На сейме обнаружился также, по обыкновению, и сильный социальный антагонизм, вызываемый экономическими интересами. Магнаты, владетели королевских имений, говорила шляхта устами своих сеймовых представителей, задерживают доходы, даваемые королевскими имениями, и таким образом лишают государственную казну средств и приводят ее в самое отчаянное положение. А потому все обязаны отдать казне задержанное от смерти его велич. короля Сигизмунда-Августа до отъезда короля Генриха из Польши[126].

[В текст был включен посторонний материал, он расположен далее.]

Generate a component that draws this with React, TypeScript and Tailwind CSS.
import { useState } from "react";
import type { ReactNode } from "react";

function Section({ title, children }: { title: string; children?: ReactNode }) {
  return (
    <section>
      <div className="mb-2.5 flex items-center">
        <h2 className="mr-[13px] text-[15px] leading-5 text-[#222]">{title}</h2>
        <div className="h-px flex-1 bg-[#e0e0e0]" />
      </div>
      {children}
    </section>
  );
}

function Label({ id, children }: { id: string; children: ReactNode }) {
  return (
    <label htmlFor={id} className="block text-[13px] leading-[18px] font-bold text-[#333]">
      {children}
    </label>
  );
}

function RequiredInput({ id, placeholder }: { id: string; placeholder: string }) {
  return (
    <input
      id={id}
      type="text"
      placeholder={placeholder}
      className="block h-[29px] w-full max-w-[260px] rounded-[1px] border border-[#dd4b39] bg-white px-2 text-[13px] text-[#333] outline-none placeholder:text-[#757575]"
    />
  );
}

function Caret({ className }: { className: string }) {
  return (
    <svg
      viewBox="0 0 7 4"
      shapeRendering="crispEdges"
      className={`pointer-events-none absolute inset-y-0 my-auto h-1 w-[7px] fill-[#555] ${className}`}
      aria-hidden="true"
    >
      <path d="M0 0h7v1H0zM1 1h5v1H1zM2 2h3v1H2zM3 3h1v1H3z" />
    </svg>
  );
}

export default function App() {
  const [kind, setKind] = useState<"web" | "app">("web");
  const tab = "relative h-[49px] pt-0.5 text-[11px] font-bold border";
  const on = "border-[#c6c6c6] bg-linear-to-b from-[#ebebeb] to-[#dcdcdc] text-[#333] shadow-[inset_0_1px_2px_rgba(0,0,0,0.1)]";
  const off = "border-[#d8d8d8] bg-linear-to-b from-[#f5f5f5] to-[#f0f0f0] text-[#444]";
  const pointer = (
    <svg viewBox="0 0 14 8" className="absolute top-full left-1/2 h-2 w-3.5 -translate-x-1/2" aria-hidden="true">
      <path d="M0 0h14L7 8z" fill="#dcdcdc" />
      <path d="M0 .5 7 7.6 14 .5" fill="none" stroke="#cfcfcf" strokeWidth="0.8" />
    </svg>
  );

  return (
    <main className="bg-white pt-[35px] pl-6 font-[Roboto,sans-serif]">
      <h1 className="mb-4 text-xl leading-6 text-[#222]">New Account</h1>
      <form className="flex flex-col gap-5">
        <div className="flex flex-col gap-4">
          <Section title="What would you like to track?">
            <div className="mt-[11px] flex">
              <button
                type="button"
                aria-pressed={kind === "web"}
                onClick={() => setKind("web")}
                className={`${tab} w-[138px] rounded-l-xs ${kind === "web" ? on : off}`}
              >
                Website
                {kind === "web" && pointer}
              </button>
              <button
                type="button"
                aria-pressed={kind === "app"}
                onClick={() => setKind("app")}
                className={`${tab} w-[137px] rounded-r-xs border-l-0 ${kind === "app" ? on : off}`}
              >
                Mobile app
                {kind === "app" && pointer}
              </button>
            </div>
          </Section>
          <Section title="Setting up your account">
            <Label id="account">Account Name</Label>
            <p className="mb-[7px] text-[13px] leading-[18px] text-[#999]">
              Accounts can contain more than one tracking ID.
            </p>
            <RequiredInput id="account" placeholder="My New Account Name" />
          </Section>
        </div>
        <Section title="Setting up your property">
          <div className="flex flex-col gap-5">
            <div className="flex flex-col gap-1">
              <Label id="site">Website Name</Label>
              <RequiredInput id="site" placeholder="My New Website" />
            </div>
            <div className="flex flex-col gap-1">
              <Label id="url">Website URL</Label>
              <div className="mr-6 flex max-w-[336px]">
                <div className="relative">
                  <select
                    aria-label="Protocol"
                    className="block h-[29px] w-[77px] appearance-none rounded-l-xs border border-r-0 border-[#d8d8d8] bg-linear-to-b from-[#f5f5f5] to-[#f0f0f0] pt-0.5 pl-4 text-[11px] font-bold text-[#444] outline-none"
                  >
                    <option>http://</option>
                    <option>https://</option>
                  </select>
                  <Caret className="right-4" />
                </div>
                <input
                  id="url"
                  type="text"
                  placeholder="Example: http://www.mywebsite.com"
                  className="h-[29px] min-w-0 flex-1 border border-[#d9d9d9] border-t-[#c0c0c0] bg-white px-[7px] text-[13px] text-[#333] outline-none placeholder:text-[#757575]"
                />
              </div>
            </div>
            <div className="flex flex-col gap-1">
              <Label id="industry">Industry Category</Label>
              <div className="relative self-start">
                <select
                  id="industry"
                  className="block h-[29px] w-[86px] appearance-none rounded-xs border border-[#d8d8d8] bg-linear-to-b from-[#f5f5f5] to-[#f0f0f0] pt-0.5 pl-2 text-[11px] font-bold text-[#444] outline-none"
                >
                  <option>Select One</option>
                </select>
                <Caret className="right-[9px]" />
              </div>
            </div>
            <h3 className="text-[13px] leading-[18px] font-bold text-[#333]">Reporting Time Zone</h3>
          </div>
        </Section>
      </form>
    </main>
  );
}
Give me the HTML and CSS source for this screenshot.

Спор обострился еще и по следующему поводу. Баторий домогался, чтоб ему было разрешено делить на части земское ополчение, но встретил столь сильное противодействие со стороны сейма, что должен был оставить этот свой проект военной реформы. Посполитное рушенье представляло собою толпу плохо дисциплинированных, а часто и плохо вооруженных шляхтичей на конях и имело такую же цену в военном деле, как и конница служилых людей в московском государстве. Разделением его король хотел, очевидно, сделать его подвижнее и уменьшить вред, причиняемый этою громадною массою тем областям, по которым она двигалась, производя опустошения на своем пути. Шляхта отнеслась к королевскому проекту недоверчиво: она опасалась, что король, имея право делить земское ополчение, захочет ослабить ее вооруженные силы, чтоб укрепить свою собственную власть, а пожалуй, и захватить полное господство над ней[127]. Непригодность шляхетской конницы для военного дела понимал не только король, но и другие военные люди того времени. Литовские послы, явившиеся на торнский сейм, потребовали, чтобы Поляки, согласно условиям Люблинской унии, оказали помощь Литве в теперешнем ее критическом положении, когда ей угрожает сильная опасность со стороны московского царя. Поляки согласились двинуть на помощь литовцам свое посполитое ополчение; на это литовцы заявили, что оно не только будет вредно, но прямо пагубно для их родины, а потому предложенную поляками помощь отвергли[128].